Toro still missing after four months
EVERY year 35,000 people are reported missing in Australia and while 95 percent of people are found within a short period of time, there are approximately 1600 long-term missing persons.
It is now just over four months since Moree man William ‘John’ Torrens was last seen and despite extensive searches by local police Mr Torrens remains missing.
Mr Torrens is described as male, 73 years old, 175cm tall, weighs 80kg with short grey hair.
He was last seen at 9.19am on Friday, January 4, 2018 as he left a Moree nursing home on Victoria Terrace.
At the time he was wearing a short sleeve green button up shirt, dark coloured shorts, black socks, brown shoes, black glasses and carrying a white plastic bag.
New England Police District commander Scott Tanner said that the past four months has been extremely hard for the family of Mr Torrens.

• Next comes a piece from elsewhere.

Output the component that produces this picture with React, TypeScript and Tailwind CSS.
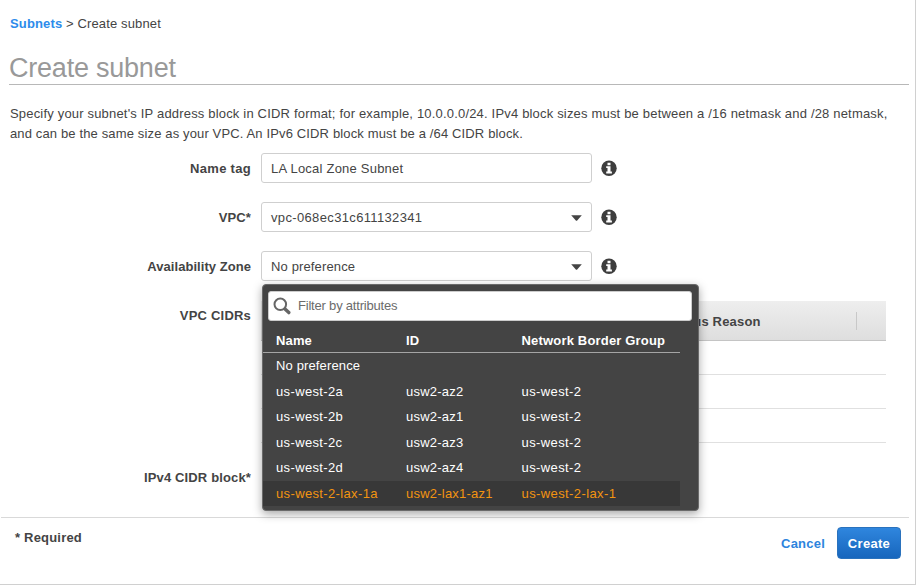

“During this time police have investigated a number of reported sightings across New South Wales and Queensland – unfortunately none have been confirmed,” he said.
“Our officers will continue to follow up on any and all leads provided to us. If you have information, no matter how trivial it may seem, now is the time to come forward.”
The case of Mr Torrens is one of three missing persons’ cases oversighted by New England Police District.
In January 2011 then 45-year-old Darren Royce Willis (known by all as ‘Spaz’) was formally reported missing – he was last seen in Bingara in early December, 2010.
Mr Willis was expected to return home but has not been sighted since.
Mr Willis, who would now be 53, is described as of caucasian appearance, 198cm tall, slim build, with brown hair and blue eyes.
William “Bill” Roach, who was aged 25 at the time, was last seen on Grafton Road Armidale, on Friday, December 31, 1993.
Bill would now be 49 years old.
At the time of his disappearance Mr Roach was described as of caucasian appearance, 180cm tall, thin build, with brown hair and brown eyes.
Superintendent Tanner said the smallest piece of information could provide clues needed to resolve these cases.
“The smallest piece of information may just be the last piece of the puzzle needed for these families so please come forward now.”
A missing person is defined as anyone who is reported missing to police, whose whereabouts are unknown, and there are fears for the safety or concern for the welfare of that person.
It is important for people to be aware that being reported missing is not a crime and that it is the aim of the NSW Police Force to ascertain if the missing person is safe and well.
Police are urging anyone with information in relation to missing persons’ disappearance to call Crime Stoppers on 1800 333 000 or use the Crime Stoppers online reporting page: https://nsw.crimestoppers.com.au/
Meanwhile, New England Police District Commander superintendent Scott Tanner last week welcomed four new police officers to Moree.
“Two hundred and thirty four officers took their oath of office at the College in Goulburn on April 27,” Superintendent Tanner said.
Class 333 includes 164 policemen and 70 policewomen who will now complete 12 months on-the-job training and study of the Associate Degree in Policing Practice by distance education with Charles Sturt University before being confirmed to the rank of constable.
The new probationary constables will confront the challenges the job will offer in the Moree area, with commitment and enthusiasm, Mr Tanner said.
“The new officers still have 12 months on-the-job training and study by distance education with Charles Sturt University before they graduate with a Diploma in Policing Practice,” Mr Tanner said.
“Once they graduate, the officers will then be confirmed in the rank of Constable.
“While there is still a lot to learn, the four new officers are a welcome addition to the Moree ranks,” he said.